Wavelet filter for Femtosecond Stimulated Raman Spectroscopy:
a new approach brings new horizons

Miroslav Kloz1,2, Jörn Weissenborn1, Yusaku Hontani1, John T.M. Kennis1

1Department of Physics, VU University Amsterdam, Boelelaan 1081HV, Amsterdam, The Netherlands, m.kloz@vu.nl

2Institute of Physics ASCR, v.v.i. (FZU), ELI-Beamlines Project, 182 21 Prague, Czech Republic

 

It is now more than 50 years since the discovery of stimulated Raman phenomena and more than 15 years since establishing the femtosecond stimulated Raman spectroscopy (FSRS) technique. Nevertheless, stimulated Raman measurements as an analytical probe have not become a widespread and universal tool, as major problems persisted through unresolved issues of parasitic signals and insufficient sensitivity of applied detection techniques.

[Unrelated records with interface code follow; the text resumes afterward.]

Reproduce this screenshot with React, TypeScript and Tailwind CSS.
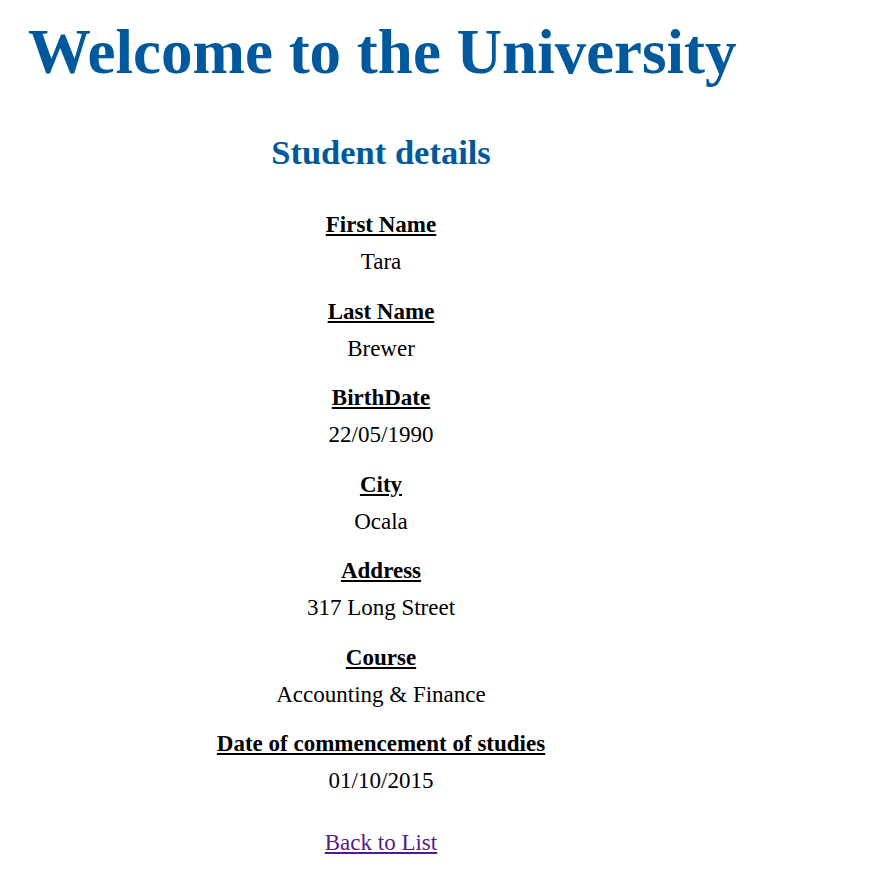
const details = [
  { label: "First Name", value: "Tara" },
  { label: "Last Name", value: "Brewer" },
  { label: "BirthDate", value: "22/05/1990" },
  { label: "City", value: "Ocala" },
  { label: "Address", value: "317 Long Street" },
  { label: "Course", value: "Accounting & Finance" },
  { label: "Date of commencement of studies", value: "01/10/2015" },
];

export default function App() {
  return (
    <div className="min-h-screen bg-white font-['Liberation_Serif',serif] text-black">
      <h1 className="pl-[28px] pt-[12px] text-[63px] font-bold leading-[80px] text-[#00599c]">
        Welcome to the University
      </h1>
      <div className="w-[762px] text-center">
        <h2 className="mt-[40px] text-[34.5px] font-bold leading-[40px] text-[#00599c]">
          Student details
        </h2>
        <dl className="mt-[40px] flex flex-col gap-[23.5px] text-[23px] leading-[26px]">
          {details.map((item) => (
            <div key={item.label} className="flex flex-col gap-[11px]">
              <dt className="font-bold underline">{item.label}</dt>
              <dd>{item.value}</dd>
            </div>
          ))}
        </dl>
        <a
          href="#"
          className="mt-[36px] inline-block text-[23px] leading-[26px] text-[#551a8b] underline"
        >
          Back to List
        </a>
      </div>
    </div>
  );
}
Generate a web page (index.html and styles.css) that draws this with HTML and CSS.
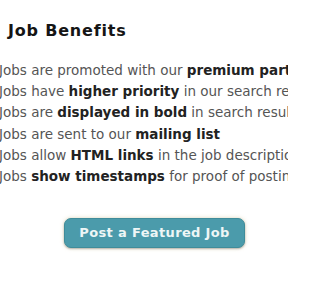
FILE: index.html
```html
<!DOCTYPE html>
<html>
<head>
<meta charset="utf-8">
<link rel="stylesheet" href="styles.css">
</head>
<body>
<div class="page">
  <h2 class="title">Job Benefits</h2>
  <ul class="list">
    <li>Jobs are promoted with our <b>premium partners</b></li>
    <li>Jobs have <b>higher priority</b> in our search results</li>
    <li>Jobs are <b>displayed in bold</b> in search results</li>
    <li>Jobs are sent to our <b>mailing list</b></li>
    <li>Jobs allow <b>HTML links</b> in the job description</li>
    <li>Jobs <b>show timestamps</b> for proof of posting</li>
  </ul>
  <div class="actions">
    <a class="btn" href="#">Post a Featured Job</a>
  </div>
</div>
</body>
</html>
```
FILE: styles.css
```css
html, body {
  margin: 0;
  padding: 0;
  background: #fff;
  overflow: hidden;
}
.page {
  width: 288px;
  height: 288px;
  font-family: "DejaVu Sans", Verdana, sans-serif;
  overflow: hidden;
}
.title {
  margin: 0;
  padding: 21px 0 0 8px;
  font-size: 16px;
  line-height: 20px;
  font-weight: bold;
  letter-spacing: 0.8px;
  color: #151515;
  white-space: nowrap;
}
.list {
  list-style: none;
  margin: 0 0 0 -1px;
  padding: 19px 0 0 0;
}
.list li {
  font-size: 13.5px;
  line-height: 21.2px;
  color: #555;
  white-space: nowrap;
}
.list b {
  color: #222;
}
.actions {
  display: flex;
  padding-left: 64px;
  padding-top: 31px;
}
.btn {
  display: block;
  width: 181px;
  height: 30px;
  box-sizing: border-box;
  background: #4b9bab;
  border: 1px solid #3f8c9a;
  border-radius: 7px;
  box-shadow: 0 1px 2px rgba(0,0,0,0.25), 0 0 4px rgba(190,180,120,0.45);
  color: #eef6f6;
  font-weight: bold;
  font-size: 13px;
  letter-spacing: 0.35px;
  line-height: 28px;
  text-align: center;
  text-decoration: none;
}
```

Here, we attempt to solve both issues simultaneously by a simple but radical shift in the experimental approach. The traditional way is to generate FSRS signal by a single narrowband picosecond pulse. Such approach is easiest to implement, but in several independent ways not practical for actual Raman data acquisition. We developed a new approach where the FSRS signal is generated by pseudorandom waveforms instead of by a single narrowband pulse. The acquired Raman spectra are then convoluted by the applied waveform, and based on the knowledge of the waveform they can be unambiguously deconvoluted with no loss of spectral resolution. The power of the technique is dual. First, the deconvolution works as a very efficient filter that rejects parasitic signals and offsets automatically and with high fidelity, doing away with human bias in baseline estimation. The second gain is hidden in the delocalization of the signal over a broad interval on the detector array, greatly reducing the so called “fixed pattern noise”. In fact, very similar approaches have for decades been a workhorse in many technologies such as Wi-Fi data transfers.  With the Wavelet-Resolved FSRS (WR-FSRS) we managed to  record femtosecond transient Raman spectra to a sensitivity approaching units of µOD in only tens of seconds of accumulation time. To our best knowledge WR-FSRS increases the resolving power of FSRS experiments at least one order of magnitude while making data processing entirely automatic, rendering the experiment accessible to researchers without FSRS expertise. Based on the data we acquired, we believe that WR-FSRS can be a breakthrough in the field time-resolved Raman spectroscopy.

AB

 

Fig. 1: A: Ultrafast vibrational dynamics of the peridinin-chlorophyll protein (PCP), aphotosynthetic light-harvesting complex of red algae. Each time-resolved FSRS spectrum is the result of only 4 seconds of data accumulation, resulting in baseline noise of ~100µOD. The entire experiment results from only 5 minutes of acquisition time on 1 kHz laser system.  B: Wavelet generation through a specially designed chopper blade allows to implement WR-FSRS with minimal extra costs in comparison to traditional FSRS, as no programmable pulse shaper is needed.